The music supervisor, orchestrator, and arranger of JLP is Tom Kitt. It’s a role he served to much acclaim for Green Day’s AMERICAN IDIOT. He’s the Pulitzer, Tony, Grammy, and Emmy-winning composer of NEXT TO NORMAL and IF/THEN and his influence on both JLP and AMERICAN IDIOT is a tentpole to their success.

Without his work, these musicals would sound like cover band tributes and/or episodes of Glee. Kitt focuses on things unavailable to the original composer: a large chorus of wide-ranged male and female voices and access to epic theatricality, even melodrama in his audio.

In AMERICAN IDIOT it led to his stunning arrangement of “21 Guns'' and the haunting, sweeping backing vocals of “Last Night on Earth”. In JAGGED LITTLE PILL, it’s Morisette’s “Uninvited” that’s elevated beyond the original release as a single from the soundtrack of the 1998 film City of Angels.

It's a choreographed physical and vocal duet between MJ and an abstract avatar for her addiction and younger self. This Act 2 highlight is eclipsed only by the staging, orchestration, and performance by Jade McCloud as Jo of Morissette’s first and greatest hit, “You Oughta Know”.

The main cast is adequate to excellent, but McCloud and Reiber carry the show. Reiber balances the wit and the struggle of MJ in a compellingly acted and incredibly sung performance.

Rishi Golani as Phoenix, the new kid in school/Frankie's new love interest, was little more than a thinly drawn collection of flirty smiles. I swear I saw some of the minor characters and ensemble phoning it in.
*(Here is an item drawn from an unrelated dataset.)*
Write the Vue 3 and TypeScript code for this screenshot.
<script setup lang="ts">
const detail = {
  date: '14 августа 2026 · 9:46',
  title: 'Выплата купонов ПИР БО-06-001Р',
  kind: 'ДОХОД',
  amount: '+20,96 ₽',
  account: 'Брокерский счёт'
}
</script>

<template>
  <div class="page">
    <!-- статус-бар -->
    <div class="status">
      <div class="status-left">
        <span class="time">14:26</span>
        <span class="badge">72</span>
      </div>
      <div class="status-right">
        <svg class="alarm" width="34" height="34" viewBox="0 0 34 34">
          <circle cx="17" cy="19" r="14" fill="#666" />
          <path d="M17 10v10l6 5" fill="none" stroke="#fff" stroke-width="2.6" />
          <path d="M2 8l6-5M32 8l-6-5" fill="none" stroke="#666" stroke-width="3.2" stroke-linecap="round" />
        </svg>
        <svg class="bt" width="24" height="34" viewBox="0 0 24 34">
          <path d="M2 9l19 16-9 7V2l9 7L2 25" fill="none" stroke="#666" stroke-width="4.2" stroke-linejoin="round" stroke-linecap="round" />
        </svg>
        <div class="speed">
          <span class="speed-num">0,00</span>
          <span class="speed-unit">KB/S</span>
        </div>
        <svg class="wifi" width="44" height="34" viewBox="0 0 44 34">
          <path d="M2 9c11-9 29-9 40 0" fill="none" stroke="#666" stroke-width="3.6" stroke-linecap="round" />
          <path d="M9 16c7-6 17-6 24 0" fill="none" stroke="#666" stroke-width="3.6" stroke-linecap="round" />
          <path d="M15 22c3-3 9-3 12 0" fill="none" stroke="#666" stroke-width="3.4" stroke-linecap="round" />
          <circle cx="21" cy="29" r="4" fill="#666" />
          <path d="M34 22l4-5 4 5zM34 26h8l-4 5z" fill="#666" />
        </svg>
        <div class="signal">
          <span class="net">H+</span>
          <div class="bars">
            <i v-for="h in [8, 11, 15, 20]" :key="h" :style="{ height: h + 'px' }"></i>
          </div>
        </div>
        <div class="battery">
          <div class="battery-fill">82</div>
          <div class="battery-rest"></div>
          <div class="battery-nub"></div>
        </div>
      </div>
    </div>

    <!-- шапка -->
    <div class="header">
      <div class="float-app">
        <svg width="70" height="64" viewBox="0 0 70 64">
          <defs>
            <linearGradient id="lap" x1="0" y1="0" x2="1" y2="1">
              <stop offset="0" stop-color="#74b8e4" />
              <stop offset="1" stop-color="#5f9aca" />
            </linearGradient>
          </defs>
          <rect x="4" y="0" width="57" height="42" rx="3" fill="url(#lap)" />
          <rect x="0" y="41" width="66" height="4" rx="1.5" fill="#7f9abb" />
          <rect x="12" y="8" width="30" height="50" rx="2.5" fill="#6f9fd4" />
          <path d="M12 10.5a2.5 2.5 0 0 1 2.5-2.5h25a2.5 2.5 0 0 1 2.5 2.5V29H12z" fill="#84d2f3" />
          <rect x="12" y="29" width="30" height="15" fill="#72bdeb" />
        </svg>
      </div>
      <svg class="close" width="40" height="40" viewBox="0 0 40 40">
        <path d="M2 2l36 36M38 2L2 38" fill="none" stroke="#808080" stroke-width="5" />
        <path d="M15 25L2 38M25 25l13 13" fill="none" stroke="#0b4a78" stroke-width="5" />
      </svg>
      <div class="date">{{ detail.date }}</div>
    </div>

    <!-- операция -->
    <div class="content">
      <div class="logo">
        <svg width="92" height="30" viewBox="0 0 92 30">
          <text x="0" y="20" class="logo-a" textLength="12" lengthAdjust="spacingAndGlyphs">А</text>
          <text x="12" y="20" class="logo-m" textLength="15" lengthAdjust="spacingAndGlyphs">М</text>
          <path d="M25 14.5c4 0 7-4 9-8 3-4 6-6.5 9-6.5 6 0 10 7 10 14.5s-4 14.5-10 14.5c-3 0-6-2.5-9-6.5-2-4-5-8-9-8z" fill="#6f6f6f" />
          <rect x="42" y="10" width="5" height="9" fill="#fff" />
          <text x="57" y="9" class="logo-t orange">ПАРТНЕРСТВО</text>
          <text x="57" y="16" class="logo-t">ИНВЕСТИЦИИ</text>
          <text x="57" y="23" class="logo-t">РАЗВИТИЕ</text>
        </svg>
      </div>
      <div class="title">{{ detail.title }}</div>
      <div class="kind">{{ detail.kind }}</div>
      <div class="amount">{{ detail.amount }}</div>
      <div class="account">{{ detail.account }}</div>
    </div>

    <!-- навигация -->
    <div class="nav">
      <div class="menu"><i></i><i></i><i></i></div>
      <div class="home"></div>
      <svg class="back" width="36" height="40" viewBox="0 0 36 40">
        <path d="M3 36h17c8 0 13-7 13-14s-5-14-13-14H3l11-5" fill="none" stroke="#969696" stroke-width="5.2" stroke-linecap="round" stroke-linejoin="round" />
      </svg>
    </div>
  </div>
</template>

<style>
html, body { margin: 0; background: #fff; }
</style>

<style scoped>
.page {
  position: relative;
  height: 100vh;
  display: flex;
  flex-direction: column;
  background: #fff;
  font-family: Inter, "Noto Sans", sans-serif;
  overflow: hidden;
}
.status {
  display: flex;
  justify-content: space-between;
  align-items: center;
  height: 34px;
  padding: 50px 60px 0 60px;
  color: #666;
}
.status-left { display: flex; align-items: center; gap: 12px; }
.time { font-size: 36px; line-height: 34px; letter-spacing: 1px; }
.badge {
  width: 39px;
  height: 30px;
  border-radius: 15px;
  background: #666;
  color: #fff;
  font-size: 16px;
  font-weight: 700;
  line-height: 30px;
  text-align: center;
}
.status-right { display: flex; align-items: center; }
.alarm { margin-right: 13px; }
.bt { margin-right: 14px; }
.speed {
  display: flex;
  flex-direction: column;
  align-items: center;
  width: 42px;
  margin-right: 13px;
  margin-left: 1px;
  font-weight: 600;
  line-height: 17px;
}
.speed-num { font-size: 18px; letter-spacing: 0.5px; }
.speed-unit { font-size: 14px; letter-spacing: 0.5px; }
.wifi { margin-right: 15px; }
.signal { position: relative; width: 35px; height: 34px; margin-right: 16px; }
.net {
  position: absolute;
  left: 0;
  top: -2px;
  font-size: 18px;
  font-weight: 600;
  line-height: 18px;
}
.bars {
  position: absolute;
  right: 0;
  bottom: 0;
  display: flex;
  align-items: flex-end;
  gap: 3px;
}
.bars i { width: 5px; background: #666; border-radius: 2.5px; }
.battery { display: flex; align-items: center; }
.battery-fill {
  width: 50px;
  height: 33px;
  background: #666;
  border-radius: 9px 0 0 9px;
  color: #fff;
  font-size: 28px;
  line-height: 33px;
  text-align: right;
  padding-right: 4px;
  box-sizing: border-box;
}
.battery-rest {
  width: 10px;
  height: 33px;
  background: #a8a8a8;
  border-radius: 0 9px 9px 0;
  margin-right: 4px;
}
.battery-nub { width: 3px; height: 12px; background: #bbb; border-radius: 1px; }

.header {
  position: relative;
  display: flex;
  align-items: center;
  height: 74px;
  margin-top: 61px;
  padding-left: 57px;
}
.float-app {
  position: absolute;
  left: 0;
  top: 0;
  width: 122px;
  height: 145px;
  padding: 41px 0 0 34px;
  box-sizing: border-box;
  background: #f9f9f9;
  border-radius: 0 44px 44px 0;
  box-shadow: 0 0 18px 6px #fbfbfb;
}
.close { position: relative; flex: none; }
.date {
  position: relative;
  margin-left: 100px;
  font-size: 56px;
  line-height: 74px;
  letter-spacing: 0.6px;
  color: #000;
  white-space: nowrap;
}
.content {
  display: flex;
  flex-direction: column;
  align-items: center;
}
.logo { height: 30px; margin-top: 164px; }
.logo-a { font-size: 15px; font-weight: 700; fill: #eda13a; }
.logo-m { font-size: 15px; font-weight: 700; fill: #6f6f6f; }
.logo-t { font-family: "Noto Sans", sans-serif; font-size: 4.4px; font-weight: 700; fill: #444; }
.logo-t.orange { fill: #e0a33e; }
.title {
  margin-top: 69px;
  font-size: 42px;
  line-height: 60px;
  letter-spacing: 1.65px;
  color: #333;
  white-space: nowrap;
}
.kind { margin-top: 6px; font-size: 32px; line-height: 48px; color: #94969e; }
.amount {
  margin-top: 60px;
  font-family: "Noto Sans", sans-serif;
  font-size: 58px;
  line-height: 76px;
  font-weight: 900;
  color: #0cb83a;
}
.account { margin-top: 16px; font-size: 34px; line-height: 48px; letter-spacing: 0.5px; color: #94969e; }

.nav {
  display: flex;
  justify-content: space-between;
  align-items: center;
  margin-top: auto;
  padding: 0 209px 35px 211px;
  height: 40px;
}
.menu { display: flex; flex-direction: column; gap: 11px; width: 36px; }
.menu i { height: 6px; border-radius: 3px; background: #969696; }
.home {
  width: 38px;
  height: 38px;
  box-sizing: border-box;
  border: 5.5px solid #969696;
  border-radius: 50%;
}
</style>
The quick mainstream classification of Alanis Morissette is rage and disquietude. In reality, the bulk of her career is focused on introspection and healing. JAGGED LITTLE PILL feels like the product of revisiting the groundbreaking album after that introspection and healing is done.

In a landscape flooded with jukebox musicals, (Four of them in this ASU Gammage season!) JAGGED LITTLE PILL stands out as the first artistically and socially responsible integrated catalog musical. It is a gem that deserves recognition.